- Instructions to follow -
Copy exactly the lines from the one containing "Output the component" through the one containing "</TitleBar>", both included, and leave out any pictures.
══════════
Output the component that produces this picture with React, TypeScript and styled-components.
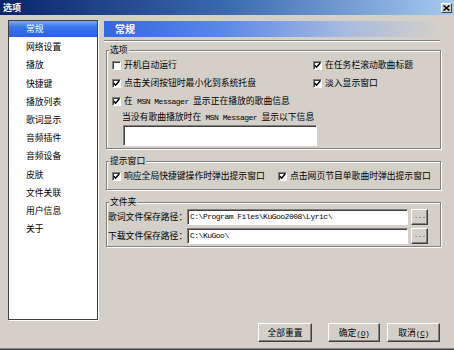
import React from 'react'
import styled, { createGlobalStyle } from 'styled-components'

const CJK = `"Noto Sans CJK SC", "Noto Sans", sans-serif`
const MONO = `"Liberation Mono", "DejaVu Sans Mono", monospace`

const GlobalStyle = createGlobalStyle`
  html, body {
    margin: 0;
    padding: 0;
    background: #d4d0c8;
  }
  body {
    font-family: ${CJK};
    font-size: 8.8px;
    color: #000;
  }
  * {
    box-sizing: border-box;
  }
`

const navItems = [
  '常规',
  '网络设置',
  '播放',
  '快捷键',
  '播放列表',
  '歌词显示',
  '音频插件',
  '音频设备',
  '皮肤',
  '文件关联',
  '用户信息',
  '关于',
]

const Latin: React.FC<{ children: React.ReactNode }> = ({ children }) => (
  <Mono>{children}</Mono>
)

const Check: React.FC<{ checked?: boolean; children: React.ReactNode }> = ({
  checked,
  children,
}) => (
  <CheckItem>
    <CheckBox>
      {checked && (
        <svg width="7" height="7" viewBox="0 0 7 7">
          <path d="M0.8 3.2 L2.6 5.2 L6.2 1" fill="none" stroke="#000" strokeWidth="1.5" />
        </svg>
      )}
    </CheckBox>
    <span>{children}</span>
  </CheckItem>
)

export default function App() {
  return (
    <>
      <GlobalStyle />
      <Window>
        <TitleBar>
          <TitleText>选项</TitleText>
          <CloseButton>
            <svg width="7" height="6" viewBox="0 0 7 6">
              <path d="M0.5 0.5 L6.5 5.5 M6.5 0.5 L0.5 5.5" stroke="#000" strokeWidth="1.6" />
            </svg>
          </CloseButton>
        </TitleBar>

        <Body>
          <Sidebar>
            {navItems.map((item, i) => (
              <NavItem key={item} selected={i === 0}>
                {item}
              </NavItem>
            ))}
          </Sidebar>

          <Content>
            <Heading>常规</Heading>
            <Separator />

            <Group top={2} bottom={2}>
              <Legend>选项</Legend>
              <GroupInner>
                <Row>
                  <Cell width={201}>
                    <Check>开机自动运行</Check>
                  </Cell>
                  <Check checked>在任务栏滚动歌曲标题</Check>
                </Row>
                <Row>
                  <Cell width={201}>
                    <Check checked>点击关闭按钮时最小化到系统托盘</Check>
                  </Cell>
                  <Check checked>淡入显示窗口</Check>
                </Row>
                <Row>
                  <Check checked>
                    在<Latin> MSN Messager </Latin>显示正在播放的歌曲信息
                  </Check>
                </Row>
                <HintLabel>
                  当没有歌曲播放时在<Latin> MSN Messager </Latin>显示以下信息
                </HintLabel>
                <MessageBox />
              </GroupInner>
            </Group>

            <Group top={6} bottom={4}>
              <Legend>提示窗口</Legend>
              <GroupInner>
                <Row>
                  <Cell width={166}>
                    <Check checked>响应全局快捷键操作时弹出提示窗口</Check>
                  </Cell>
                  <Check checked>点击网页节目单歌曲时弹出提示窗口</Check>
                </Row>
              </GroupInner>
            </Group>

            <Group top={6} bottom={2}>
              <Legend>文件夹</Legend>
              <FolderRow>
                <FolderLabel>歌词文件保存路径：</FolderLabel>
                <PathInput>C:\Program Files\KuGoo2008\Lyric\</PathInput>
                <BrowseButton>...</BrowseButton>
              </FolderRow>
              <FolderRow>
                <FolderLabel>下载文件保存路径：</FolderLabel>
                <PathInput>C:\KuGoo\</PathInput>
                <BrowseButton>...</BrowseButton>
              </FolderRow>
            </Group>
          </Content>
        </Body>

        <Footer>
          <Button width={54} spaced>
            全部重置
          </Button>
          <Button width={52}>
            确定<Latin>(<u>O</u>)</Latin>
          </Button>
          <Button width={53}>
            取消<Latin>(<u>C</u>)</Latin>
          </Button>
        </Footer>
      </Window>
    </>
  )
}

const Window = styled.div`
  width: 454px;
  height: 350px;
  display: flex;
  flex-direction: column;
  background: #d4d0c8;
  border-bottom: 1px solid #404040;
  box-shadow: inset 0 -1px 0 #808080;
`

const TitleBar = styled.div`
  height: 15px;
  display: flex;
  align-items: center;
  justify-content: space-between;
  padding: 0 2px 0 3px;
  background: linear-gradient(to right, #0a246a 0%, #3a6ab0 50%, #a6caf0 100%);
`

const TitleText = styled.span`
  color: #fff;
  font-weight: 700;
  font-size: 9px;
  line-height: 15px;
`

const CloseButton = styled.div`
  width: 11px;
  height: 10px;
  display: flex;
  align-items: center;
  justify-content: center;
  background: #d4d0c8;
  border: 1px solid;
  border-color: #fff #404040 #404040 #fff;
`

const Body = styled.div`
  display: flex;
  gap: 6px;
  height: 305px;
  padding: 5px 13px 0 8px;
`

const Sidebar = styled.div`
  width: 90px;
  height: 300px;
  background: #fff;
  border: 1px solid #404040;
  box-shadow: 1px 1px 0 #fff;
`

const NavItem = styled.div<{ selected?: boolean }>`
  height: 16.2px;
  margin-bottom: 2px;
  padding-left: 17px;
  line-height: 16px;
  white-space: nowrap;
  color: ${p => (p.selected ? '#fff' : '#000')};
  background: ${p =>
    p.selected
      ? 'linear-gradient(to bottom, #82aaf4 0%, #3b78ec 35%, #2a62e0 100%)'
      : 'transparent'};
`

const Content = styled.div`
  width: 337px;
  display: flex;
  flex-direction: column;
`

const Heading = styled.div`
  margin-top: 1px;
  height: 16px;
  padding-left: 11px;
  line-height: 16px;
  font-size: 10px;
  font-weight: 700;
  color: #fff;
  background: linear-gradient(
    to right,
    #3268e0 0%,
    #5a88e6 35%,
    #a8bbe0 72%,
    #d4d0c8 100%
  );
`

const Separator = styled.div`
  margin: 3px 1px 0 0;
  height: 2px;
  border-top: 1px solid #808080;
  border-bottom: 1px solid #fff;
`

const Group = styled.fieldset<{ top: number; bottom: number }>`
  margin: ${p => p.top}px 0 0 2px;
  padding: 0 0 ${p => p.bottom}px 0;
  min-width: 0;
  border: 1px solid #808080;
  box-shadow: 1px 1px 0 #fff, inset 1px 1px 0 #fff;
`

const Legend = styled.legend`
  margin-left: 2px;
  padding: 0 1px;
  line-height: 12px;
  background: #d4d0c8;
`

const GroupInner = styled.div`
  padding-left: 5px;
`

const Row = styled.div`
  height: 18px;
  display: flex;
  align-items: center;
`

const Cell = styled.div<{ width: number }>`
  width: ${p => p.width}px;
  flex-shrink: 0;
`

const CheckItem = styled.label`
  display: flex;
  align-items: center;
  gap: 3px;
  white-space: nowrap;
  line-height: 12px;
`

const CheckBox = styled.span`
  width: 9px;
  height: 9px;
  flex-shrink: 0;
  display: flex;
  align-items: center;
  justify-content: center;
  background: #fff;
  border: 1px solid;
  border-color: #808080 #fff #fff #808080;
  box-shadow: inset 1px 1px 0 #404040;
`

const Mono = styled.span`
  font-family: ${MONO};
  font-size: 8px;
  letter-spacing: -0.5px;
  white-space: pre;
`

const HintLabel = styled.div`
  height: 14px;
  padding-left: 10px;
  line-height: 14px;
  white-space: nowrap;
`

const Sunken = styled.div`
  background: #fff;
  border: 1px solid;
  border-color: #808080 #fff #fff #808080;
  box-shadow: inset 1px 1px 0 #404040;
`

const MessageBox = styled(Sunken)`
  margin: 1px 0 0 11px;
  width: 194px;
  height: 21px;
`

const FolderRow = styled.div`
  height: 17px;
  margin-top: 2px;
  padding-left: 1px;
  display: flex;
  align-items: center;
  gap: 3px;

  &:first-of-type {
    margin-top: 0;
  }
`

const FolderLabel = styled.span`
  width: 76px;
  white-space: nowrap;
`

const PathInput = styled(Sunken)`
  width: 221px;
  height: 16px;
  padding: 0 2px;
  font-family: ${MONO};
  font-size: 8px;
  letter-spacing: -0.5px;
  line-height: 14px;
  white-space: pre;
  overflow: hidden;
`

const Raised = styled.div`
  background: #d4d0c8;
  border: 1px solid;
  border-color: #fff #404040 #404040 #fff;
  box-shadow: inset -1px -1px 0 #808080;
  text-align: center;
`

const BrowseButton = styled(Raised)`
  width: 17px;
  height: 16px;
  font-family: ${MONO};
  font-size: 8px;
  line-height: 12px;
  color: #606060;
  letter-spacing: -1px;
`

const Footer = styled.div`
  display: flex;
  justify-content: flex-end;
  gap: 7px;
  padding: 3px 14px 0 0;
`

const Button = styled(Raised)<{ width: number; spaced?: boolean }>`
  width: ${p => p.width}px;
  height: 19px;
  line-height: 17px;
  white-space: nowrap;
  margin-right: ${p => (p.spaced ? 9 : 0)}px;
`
══════════
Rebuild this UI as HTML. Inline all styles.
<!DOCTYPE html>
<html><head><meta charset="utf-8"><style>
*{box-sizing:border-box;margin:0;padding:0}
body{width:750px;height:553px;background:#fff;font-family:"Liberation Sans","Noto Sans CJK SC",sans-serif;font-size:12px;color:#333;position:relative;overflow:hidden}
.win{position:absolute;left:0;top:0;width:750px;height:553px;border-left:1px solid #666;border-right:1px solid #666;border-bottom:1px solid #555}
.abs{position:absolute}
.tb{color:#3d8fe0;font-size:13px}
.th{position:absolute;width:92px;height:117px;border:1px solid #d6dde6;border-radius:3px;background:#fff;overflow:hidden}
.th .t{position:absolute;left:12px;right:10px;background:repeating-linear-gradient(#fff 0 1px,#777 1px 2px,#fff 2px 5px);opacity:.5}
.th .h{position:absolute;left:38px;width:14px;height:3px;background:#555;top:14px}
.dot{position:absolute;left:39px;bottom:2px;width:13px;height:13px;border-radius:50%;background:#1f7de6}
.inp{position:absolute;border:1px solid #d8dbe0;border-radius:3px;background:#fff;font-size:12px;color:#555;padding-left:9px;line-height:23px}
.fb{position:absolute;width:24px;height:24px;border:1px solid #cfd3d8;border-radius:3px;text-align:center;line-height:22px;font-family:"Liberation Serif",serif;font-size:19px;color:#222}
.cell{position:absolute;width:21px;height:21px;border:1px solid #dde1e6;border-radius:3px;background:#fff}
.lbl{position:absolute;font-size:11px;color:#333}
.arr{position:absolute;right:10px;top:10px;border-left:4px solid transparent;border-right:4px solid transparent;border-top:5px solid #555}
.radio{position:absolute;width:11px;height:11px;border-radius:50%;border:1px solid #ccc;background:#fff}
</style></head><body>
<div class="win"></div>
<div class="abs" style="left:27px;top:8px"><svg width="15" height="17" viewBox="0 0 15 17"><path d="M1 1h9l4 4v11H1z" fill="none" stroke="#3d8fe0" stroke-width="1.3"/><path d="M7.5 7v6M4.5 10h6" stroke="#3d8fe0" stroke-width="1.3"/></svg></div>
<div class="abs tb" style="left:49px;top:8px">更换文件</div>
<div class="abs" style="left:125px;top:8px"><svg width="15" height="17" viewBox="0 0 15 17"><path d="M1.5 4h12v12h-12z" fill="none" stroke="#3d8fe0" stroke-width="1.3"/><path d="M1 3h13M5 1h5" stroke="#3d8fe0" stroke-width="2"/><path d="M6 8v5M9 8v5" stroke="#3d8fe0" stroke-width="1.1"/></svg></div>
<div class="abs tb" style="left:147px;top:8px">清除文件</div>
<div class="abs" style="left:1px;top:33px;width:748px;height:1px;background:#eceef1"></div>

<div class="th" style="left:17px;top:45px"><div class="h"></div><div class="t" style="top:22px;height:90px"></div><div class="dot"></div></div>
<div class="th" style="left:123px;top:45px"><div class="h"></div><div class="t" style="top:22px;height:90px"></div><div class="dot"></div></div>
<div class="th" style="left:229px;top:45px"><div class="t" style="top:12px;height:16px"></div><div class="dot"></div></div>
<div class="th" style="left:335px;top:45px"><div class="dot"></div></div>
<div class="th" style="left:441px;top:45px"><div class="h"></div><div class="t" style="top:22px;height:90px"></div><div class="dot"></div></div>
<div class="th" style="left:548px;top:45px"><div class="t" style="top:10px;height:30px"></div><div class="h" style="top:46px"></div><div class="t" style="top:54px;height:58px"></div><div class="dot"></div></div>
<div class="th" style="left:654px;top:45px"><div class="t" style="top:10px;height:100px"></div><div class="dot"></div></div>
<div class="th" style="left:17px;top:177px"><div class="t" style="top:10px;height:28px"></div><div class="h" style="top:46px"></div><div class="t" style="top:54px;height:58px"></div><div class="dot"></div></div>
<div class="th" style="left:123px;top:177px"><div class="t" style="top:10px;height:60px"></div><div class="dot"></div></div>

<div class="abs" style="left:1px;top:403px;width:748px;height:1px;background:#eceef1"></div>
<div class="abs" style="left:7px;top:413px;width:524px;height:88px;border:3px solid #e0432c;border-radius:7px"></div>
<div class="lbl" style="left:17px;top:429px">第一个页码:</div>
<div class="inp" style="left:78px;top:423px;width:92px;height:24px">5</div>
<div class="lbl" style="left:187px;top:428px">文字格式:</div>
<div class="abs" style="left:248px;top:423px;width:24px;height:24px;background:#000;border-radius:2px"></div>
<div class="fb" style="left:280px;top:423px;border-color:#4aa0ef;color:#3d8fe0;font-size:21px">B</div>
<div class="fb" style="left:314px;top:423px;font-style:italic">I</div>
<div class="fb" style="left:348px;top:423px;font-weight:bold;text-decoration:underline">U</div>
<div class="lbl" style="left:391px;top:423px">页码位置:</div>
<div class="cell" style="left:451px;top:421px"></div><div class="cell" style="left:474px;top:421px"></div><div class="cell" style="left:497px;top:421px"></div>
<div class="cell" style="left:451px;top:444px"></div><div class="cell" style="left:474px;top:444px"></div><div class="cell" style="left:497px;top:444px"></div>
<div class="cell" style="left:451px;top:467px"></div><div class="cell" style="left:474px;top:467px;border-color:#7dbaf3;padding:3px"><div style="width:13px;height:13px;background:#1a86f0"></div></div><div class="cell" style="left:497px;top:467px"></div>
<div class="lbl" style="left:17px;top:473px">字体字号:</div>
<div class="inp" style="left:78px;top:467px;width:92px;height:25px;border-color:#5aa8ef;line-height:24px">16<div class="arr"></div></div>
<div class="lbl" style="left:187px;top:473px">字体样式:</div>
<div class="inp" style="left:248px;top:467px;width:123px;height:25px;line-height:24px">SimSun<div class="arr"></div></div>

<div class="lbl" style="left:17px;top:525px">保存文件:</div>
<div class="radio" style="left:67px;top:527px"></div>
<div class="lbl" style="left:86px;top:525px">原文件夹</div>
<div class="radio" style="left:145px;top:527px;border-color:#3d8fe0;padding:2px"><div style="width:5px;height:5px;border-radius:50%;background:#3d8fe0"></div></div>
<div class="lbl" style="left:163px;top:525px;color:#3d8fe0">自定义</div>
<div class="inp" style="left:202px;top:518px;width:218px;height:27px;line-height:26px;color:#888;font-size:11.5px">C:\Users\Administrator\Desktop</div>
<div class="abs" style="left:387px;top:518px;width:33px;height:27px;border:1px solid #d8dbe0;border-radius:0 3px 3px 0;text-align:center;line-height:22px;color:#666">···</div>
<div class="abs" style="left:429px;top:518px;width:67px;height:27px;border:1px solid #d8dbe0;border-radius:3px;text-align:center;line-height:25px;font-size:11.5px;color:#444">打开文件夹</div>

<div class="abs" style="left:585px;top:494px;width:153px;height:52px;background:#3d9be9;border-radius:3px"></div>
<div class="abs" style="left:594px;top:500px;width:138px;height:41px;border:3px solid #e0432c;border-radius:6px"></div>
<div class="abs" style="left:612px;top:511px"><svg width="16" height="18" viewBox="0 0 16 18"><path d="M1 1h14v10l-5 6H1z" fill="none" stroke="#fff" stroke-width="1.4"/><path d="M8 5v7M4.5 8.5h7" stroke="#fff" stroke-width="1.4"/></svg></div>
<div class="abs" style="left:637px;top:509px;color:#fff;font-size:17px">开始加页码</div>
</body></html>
══════════
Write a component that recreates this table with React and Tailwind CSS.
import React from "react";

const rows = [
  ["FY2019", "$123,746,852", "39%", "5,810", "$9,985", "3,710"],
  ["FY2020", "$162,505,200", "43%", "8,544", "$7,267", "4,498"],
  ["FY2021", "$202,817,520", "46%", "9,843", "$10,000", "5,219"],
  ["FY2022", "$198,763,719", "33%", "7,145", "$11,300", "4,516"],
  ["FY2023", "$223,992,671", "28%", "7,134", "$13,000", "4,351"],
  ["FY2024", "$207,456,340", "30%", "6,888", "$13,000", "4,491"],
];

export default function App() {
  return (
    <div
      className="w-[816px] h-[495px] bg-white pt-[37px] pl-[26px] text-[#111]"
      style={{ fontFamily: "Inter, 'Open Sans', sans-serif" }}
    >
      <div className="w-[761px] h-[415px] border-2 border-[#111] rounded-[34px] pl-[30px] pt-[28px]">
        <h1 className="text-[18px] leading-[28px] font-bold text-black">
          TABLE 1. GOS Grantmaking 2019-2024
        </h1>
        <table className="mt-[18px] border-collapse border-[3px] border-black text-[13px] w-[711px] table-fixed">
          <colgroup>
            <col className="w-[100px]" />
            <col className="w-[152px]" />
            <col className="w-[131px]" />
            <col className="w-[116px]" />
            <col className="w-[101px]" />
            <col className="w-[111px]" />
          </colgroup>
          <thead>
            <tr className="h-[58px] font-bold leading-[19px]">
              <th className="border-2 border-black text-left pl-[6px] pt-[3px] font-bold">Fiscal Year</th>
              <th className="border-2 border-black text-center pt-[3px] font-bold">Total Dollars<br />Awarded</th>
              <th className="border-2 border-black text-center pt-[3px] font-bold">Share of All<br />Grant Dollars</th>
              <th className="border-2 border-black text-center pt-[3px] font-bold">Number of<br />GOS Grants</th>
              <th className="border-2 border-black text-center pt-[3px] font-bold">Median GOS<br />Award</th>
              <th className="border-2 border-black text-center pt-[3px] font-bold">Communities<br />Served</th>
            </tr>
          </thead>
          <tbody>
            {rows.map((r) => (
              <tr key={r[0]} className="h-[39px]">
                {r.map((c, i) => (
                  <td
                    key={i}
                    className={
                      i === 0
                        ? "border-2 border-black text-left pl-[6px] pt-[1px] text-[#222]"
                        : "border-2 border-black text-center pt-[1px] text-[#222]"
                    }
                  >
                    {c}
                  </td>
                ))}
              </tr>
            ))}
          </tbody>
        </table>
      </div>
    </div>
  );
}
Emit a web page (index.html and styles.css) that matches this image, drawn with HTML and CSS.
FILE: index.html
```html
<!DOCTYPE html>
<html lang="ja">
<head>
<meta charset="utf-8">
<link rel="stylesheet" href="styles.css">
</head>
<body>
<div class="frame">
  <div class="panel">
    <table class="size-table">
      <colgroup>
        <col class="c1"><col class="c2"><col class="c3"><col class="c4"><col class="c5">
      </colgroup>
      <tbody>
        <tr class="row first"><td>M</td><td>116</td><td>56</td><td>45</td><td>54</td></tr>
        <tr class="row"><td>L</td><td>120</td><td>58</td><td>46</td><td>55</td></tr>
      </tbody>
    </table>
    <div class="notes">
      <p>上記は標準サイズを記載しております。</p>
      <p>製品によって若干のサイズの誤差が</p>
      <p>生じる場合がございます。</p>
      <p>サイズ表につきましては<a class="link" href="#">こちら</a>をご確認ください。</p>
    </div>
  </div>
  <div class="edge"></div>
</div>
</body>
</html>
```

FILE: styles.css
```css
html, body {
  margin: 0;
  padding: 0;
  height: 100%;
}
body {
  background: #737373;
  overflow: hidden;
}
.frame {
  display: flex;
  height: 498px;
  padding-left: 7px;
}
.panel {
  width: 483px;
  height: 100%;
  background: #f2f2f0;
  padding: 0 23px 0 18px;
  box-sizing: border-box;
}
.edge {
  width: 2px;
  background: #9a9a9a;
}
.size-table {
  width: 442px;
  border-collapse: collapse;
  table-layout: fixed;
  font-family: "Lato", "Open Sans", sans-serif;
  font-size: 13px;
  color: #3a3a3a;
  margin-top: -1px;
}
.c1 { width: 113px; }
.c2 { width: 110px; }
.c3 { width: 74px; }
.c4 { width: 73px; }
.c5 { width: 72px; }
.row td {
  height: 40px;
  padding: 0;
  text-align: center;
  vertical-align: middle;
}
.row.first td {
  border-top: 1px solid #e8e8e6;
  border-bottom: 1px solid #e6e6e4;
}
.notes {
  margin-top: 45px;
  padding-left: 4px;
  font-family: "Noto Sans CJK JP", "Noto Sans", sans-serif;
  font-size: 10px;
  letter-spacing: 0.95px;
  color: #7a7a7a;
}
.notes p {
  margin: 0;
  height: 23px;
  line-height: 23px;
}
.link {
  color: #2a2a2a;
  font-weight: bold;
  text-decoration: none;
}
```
══════════
- Response to this exercise -
Output the component that produces this picture with React, TypeScript and styled-components.
import React from 'react'
import styled, { createGlobalStyle } from 'styled-components'

const CJK = `"Noto Sans CJK SC", "Noto Sans", sans-serif`
const MONO = `"Liberation Mono", "DejaVu Sans Mono", monospace`

const GlobalStyle = createGlobalStyle`
  html, body {
    margin: 0;
    padding: 0;
    background: #d4d0c8;
  }
  body {
    font-family: ${CJK};
    font-size: 8.8px;
    color: #000;
  }
  * {
    box-sizing: border-box;
  }
`

const navItems = [
  '常规',
  '网络设置',
  '播放',
  '快捷键',
  '播放列表',
  '歌词显示',
  '音频插件',
  '音频设备',
  '皮肤',
  '文件关联',
  '用户信息',
  '关于',
]

const Latin: React.FC<{ children: React.ReactNode }> = ({ children }) => (
  <Mono>{children}</Mono>
)

const Check: React.FC<{ checked?: boolean; children: React.ReactNode }> = ({
  checked,
  children,
}) => (
  <CheckItem>
    <CheckBox>
      {checked && (
        <svg width="7" height="7" viewBox="0 0 7 7">
          <path d="M0.8 3.2 L2.6 5.2 L6.2 1" fill="none" stroke="#000" strokeWidth="1.5" />
        </svg>
      )}
    </CheckBox>
    <span>{children}</span>
  </CheckItem>
)

export default function App() {
  return (
    <>
      <GlobalStyle />
      <Window>
        <TitleBar>
          <TitleText>选项</TitleText>
          <CloseButton>
            <svg width="7" height="6" viewBox="0 0 7 6">
              <path d="M0.5 0.5 L6.5 5.5 M6.5 0.5 L0.5 5.5" stroke="#000" strokeWidth="1.6" />
            </svg>
          </CloseButton>
        </TitleBar>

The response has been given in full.